Last week was a troubling one for our Zioness Chicago family and Zionesses in the extended NU community. What began as a protest around police violence at Northwestern University, including demands of the university to substantially alter campus policing, turned into a debate around antisemitism, centering Zionism. It has become a nationally recognized example of how much damage can be done to our movements for justice when we allow antisemitism to thrive, distracting from the urgent issues at stake.
Zioness stands with all those who seek to dismantle systemic racism and white supremacy, and work to end centuries of police brutality. Chicago Zionesses are firmly committed to confronting white supremacy and the systems that uphold it across our city. We continue to call on our Jewish community to actively participate in racial justice work, to refuse to allow fears of antisemitism to keep us off the front lines in the fight, and to confront the implicit biases we all unquestionably hold––which may cause us to react in harmful ways, as this situation demonstrates.
Accusations of antisemitism must be leveled with extreme care, not only to avoid destroying coalitions and relationships, but also to ensure our strength and credibility when antisemitism is truly present. We regret the President’s apparently imprudent accusation of classical antisemitism surrounding some of the rhetoric during the protest, and appreciate the protestors’ apology for even the perception of antisemitism vis-a-vis those words. Yet, ironically, immediately following that apology, their statement pivoted to the demonization of Zionism and Zionists. This is what contemporary antisemitism looks like.

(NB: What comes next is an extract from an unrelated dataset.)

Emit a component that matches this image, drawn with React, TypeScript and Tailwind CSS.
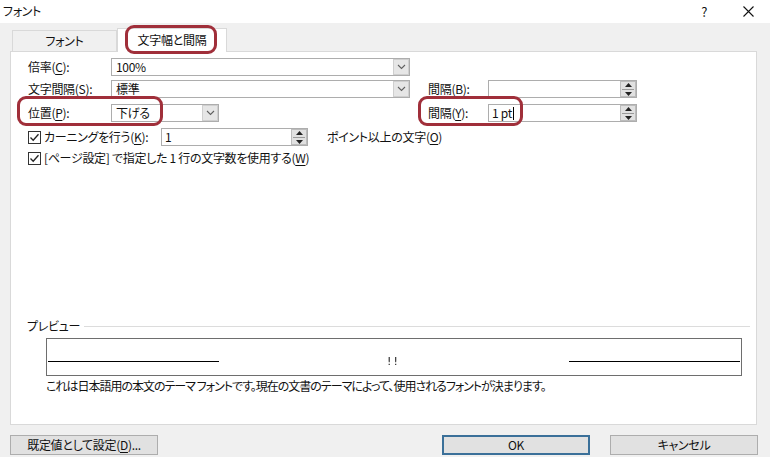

As progressives, we are committed to appreciating and respecting each marginalized community’s perception and definition of their own oppression. When we stand shoulder to shoulder with our Black siblings in the fight against anti-Black racism, it is because we hear their calls for solidarity in pursuit of the goals they define. We believe, unequivocally, that women should define misogyny and sexism, and LGBTQ individuals should define homophobia, transphobia, and other forms of intolerance marginalizing them in America today. Far too often, however, the Jewish community is the only group denied that right by our progressive peers––far too many of whom defer to voices representing a tiny minority of American Jews at the expense of the vast majority.
It is dangerous, deceitful, and, yes, antisemitic, to attempt to blame Israel, the Jewish state, for police brutality in America. Police brutality, a direct byproduct of the systemic racism ingrained in our institutions since America’s founding, has been our reality for 400 years. Israel has only existed for 72. These libelous claims do not help end police brutality at home, or create peace abroad––but they do leave American Jews vulnerable, marginalized and afraid, and they do embolden white supremacists, who thrive off divisions between our communities.
Moreover, no matter how many times these few loud voices say that “anti-Zionism” is not antisemitic, in almost all cases “anti-Zionism” *is* antisemitic. Zionism is the movement for Jewish liberation and self-determination in our indigenous homeland, a movement to secure the Jewish future after endless oppression, persecution, and genocide, living for thousands of years as refugees in societies that didn’t want us and refused to protect us. To deny the Jewish people that right, while at the same time advocating for that same right for all others, is fundamentally anti-Jewish.
“Anti-Zionism” is not “criticism of the Israeli government,” it is the explicit undermining of Jewish peoplehood, Jewish history, Jewish security and the Jewish identity; an attempt to force Jews back into a permanent state of systemic powerlessness. Its antisemitic aims cannot reasonably be denied.
Rather than coalescing around our shared challenges, and rather than demonstrating some individual and collective cultural humility by recognizing that we all have varying levels of bias vis-a-vis communities with which we simply cannot identify, what we witnessed at Northwestern was destructive for both the movement for police accountability and the movement to combat antisemitism.
Just as white presenting Jews have no place defining what is and isn’t anti-Black racism, non-Jewish people in America have no place defining what is and isn’t anti-Jewish racism. Just as white presenting American Jews have much to learn about the struggles of other communities in America, especially the full reality of systemic anti-Black racism, it’s clear that many progressives have a lot to learn about the Jewish people, about our history, about how anti-Jewish racism operates. At the very deepest level, this shared failure is probably the most concerning aspect of this entire situation––but it also presents an opportunity for us all to do better, learn more, and listen, actively, to one another.
We cannot call out racism *or* antisemitism––we must do both. We cannot be forced to make a false choice between standing as allies to Black Americans *or* standing as allies to American Jews––we must be both. We cannot allow the erasure of Black Jews; we cannot allow these forms of bigotry and intolerance to compete; we cannot allow any distraction whatsoever from the righteous calls for fundamental reforms that would protect and advance our Black brothers, sisters, and siblings in this country.